*Task statement*
Pull out every line of the listing below where "index" appears.

*Information provided*
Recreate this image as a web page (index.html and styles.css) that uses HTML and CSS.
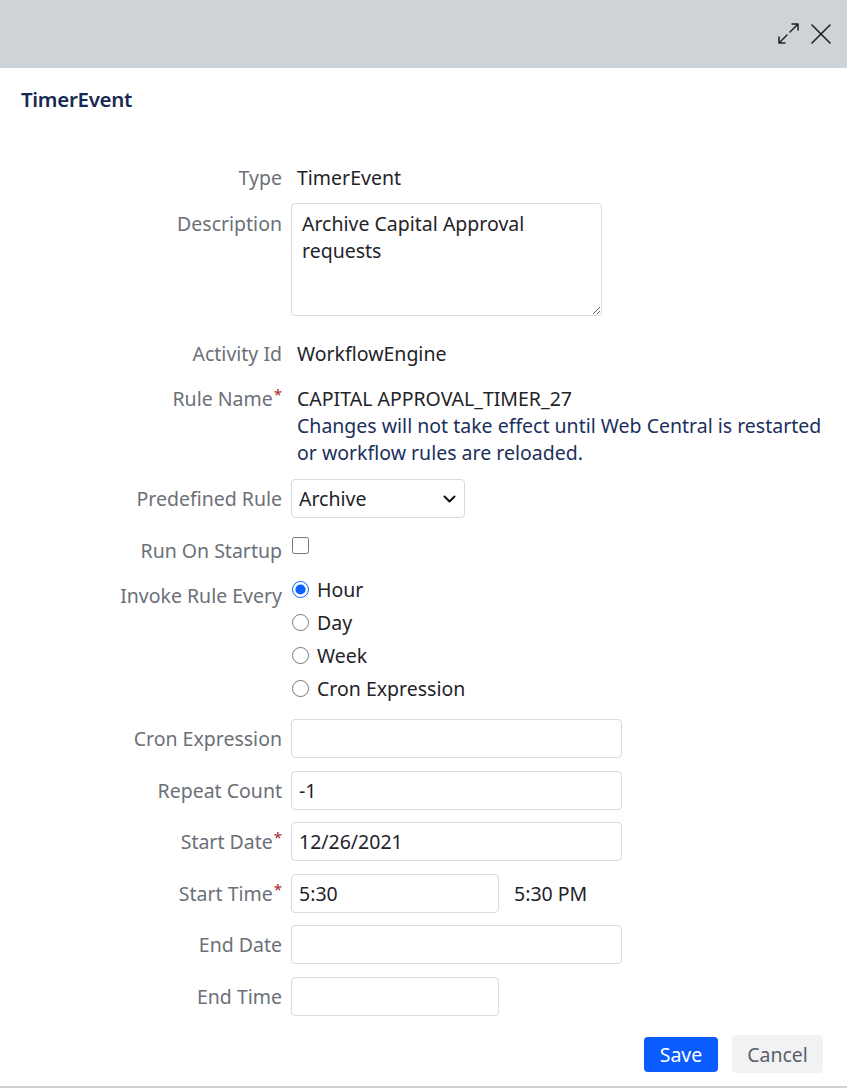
FILE: index.html
```html
<!DOCTYPE html>
<html lang="en">
<head>
    <meta charset="UTF-8">
    <title>TimerEvent</title>
    <link rel="stylesheet" href="styles.css">
</head>
<body>
<div id="head">
    <span class="tool" title="Maximize">
        <svg width="24" height="24" viewBox="0 0 24 24" fill="none" stroke="#222" stroke-width="1.5" stroke-linecap="round" stroke-linejoin="round">
            <path d="M13 10 L21 2 M15 2 H21 V8"/>
            <path d="M10 13 L2 21 M2 15 V21 H8"/>
        </svg>
    </span>
    <span class="tool" title="Close">
        <svg width="22" height="22" viewBox="0 0 22 22" fill="none" stroke="#222" stroke-width="1.6" stroke-linecap="round">
            <path d="M2 2 L20 20 M20 2 L2 20"/>
        </svg>
    </span>
</div>
<div id="title">TimerEvent</div>
<div id="form">
    <div class="row r-type">
        <span class="lbl">Type</span><span class="val">TimerEvent</span>
    </div>
    <div class="row r-desc">
        <span class="lbl top">Description</span>
        <textarea class="area">Archive Capital Approval requests</textarea>
    </div>
    <div class="row r-act">
        <span class="lbl">Activity Id</span><span class="val">WorkflowEngine</span>
    </div>
    <div class="row r-rule">
        <span class="lbl">Rule Name<i class="req">*</i></span>
        <div class="val">
            CAPITAL APPROVAL_TIMER_27<br>
            <span class="note">Changes will not take effect until Web Central is restarted or workflow rules are reloaded.</span>
        </div>
    </div>
    <div class="row mid r-pre">
        <span class="lbl">Predefined Rule</span>
        <span class="selbox">
            <select class="sel">
                <option>Archive</option>
                <option>Notify</option>
            </select>
            <svg class="chev" width="13" height="8" viewBox="0 0 13 8" fill="none" stroke="#111" stroke-width="2" stroke-linecap="round" stroke-linejoin="round">
                <path d="M1.5 1.5 L6.5 6.5 L11.5 1.5"/>
            </svg>
        </span>
    </div>
    <div class="row r-run">
        <span class="lbl">Run On Startup</span>
        <input type="checkbox" class="chk">
    </div>
    <div class="row r-inv">
        <span class="lbl inv">Invoke Rule Every</span>
        <div class="radios">
            <label><input type="radio" name="every" checked>Hour</label>
            <label><input type="radio" name="every">Day</label>
            <label><input type="radio" name="every">Week</label>
            <label><input type="radio" name="every">Cron Expression</label>
        </div>
    </div>
    <div class="row mid field">
        <span class="lbl">Cron Expression</span><input class="txt wide" value="">
    </div>
    <div class="row mid field">
        <span class="lbl">Repeat Count</span><input class="txt wide" value="-1">
    </div>
    <div class="row mid field">
        <span class="lbl">Start Date<i class="req">*</i></span><input class="txt wide" value="12/26/2021">
    </div>
    <div class="row mid field">
        <span class="lbl">Start Time<i class="req">*</i></span><input class="txt short" value="5:30"><span class="pm">5:30 PM</span>
    </div>
    <div class="row mid field">
        <span class="lbl">End Date</span><input class="txt wide" value="">
    </div>
    <div class="row mid field">
        <span class="lbl">End Time</span><input class="txt short" value="">
    </div>
</div>
<div id="foot">
    <button class="btn save">Save</button>
    <button class="btn cancel">Cancel</button>
</div>
</body>
</html>
```
FILE: styles.css
```css
*{
    margin: 0;
    padding: 0;
    box-sizing: border-box;
}
html,body {
    width: 100%;
    height: 100%;
    background-color: #fff;
}
body {
    font-family: "Noto Sans", "Open Sans", sans-serif;
    font-size: 19.5px;
    line-height: 27px;
    color: #1f2328;
    border-bottom: 2px solid #cfd3d7;
}
#head {
    height: 68px;
    background-color: #ced3d7;
    display: flex;
    justify-content: flex-end;
    align-items: center;
    padding-right: 15px;
    gap: 9px;
}
.tool {
    display: flex;
    cursor: pointer;
}
#title {
    padding: 18px 21px 0;
    font-size: 20.5px;
    font-weight: 600;
    color: #172a52;
    letter-spacing: -0.3px;
}
#form {
    padding-top: 51px;
    padding-right: 12px;
}
.row {
    display: flex;
    align-items: flex-start;
    margin-bottom: 13px;
}
.row.mid {
    align-items: center;
}
.row.field {
    margin-bottom: 12.5px;
}
.lbl {
    width: 282px;
    flex: none;
    text-align: right;
    color: #6b7078;
    margin-right: 9px;
}
.lbl.top {
    padding-top: 7px;
}
.lbl.inv {
    padding-top: 9px;
}
.req {
    font-style: normal;
    color: #a3262a;
    font-size: 15px;
    line-height: 0;
    vertical-align: 6px;
    margin-left: 1px;
}
.val {
    padding-left: 6px;
    color: #1f2328;
}
.note {
    color: #1b2f5c;
}
.r-type {
    margin-bottom: 12px;
}
.r-desc {
    margin-bottom: 24px;
}
.r-act {
    margin-bottom: 18px;
}
.r-pre {
    margin-bottom: 19px;
}
.r-run {
    margin-bottom: 9px;
}
.r-inv {
    margin-bottom: 14px;
}
.area {
    width: 311px;
    height: 113px;
    border: 1px solid #d8dadd;
    border-radius: 4px;
    padding: 6px 10px;
    font: inherit;
    color: #1f2328;
}
.selbox {
    position: relative;
    display: flex;
}
.sel {
    appearance: none;
    width: 174px;
    height: 39px;
    border: 1px solid #d8dadd;
    border-radius: 4px;
    background-color: #fff;
    padding: 0 30px 0 7px;
    font: inherit;
    color: #1f2328;
}
.chev {
    position: absolute;
    right: 9px;
    top: 16px;
    pointer-events: none;
}
.chk {
    width: 17px;
    height: 17px;
    margin: 0 0 0 1px;
    accent-color: #0a62ff;
}
.radios label {
    display: flex;
    align-items: center;
    height: 33px;
}
.radios input {
    width: 17px;
    height: 17px;
    margin: 0 8px 0 1px;
    accent-color: #0a62ff;
}
.txt {
    height: 39px;
    border: 1px solid #d8dadd;
    border-radius: 4px;
    padding: 0 7px;
    font: inherit;
    color: #1f2328;
}
.wide {
    width: 331px;
}
.short {
    width: 208px;
}
.pm {
    margin-left: 15px;
}
#foot {
    display: flex;
    justify-content: flex-end;
    align-items: center;
    gap: 14px;
    padding: 7px 24px 0 0;
}
.btn {
    font: inherit;
    font-size: 19.5px;
    border: 0;
    border-radius: 4px;
    cursor: pointer;
}
.save {
    width: 74px;
    height: 35px;
    background-color: #0b5cfe;
    color: #fff;
}
.cancel {
    width: 91px;
    height: 38px;
    background-color: #f1f2f4;
    color: #5a5f68;
}
```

*Completed exercise*
Recreate this image as a web page (index.html and styles.css) that uses HTML and CSS.
FILE: index.html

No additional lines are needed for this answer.